Vic recalls that when he was the local milkman for 2 years in the 70s, selling not only milk but bread and potatoes on his round, he would see people come and go, whereas in the 50s and 60s nobody seemed to move away. His three children also lived in New Road and Kings Avenue, his eldest son still lives there. Life became lonely for his parents as the children left home one by one - Beryl, Irene, Pamela, Patsy, David, Ernie and Ken.

I enjoyed my interview with Vic Vicarey and his wife Pauline. They have so many more stories to tell of so many happy childhood memories and before I left, he told me about when he was a paper boy for Mrs Horner, whose shop was in Landgate, delivering newspapers and magazines.
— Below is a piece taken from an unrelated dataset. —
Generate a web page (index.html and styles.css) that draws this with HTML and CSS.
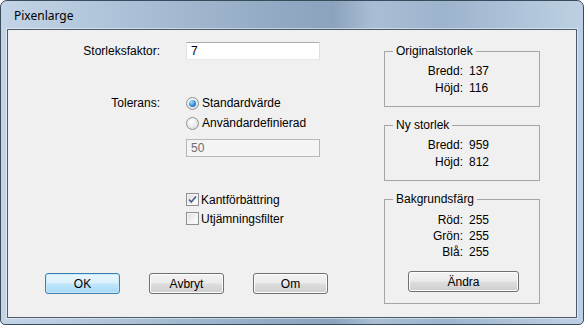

In the town the mayor was throwing out hot pennies to the waiting children who promptly spent them on Wagon Wheel biscuits which, Vic recalls were much larger then.

I hope that you enjoyed this article. I feel that it is important to record these moments in local peoples lives. The are part of our local history and these very happy memories many may identify with. Vic still has many friends including Derek Baldock who was very sporty, a keen golfer and played football and cricket for Rye and Vic's neighbour is close friend Trevor James,“ We went everywhere together”.

Vic had “not a care in the world” as a child growing up in Rye, with no computers, just old fashioned fun, a close family and lifelong friendships to get him though life.

Thank you, Vic Vicarey, for sharing your childhood memories with our Rye News readers. I’m sure there are many more recollections to tell, but if this article has sparked some memories for you, perhaps you too could share them with us?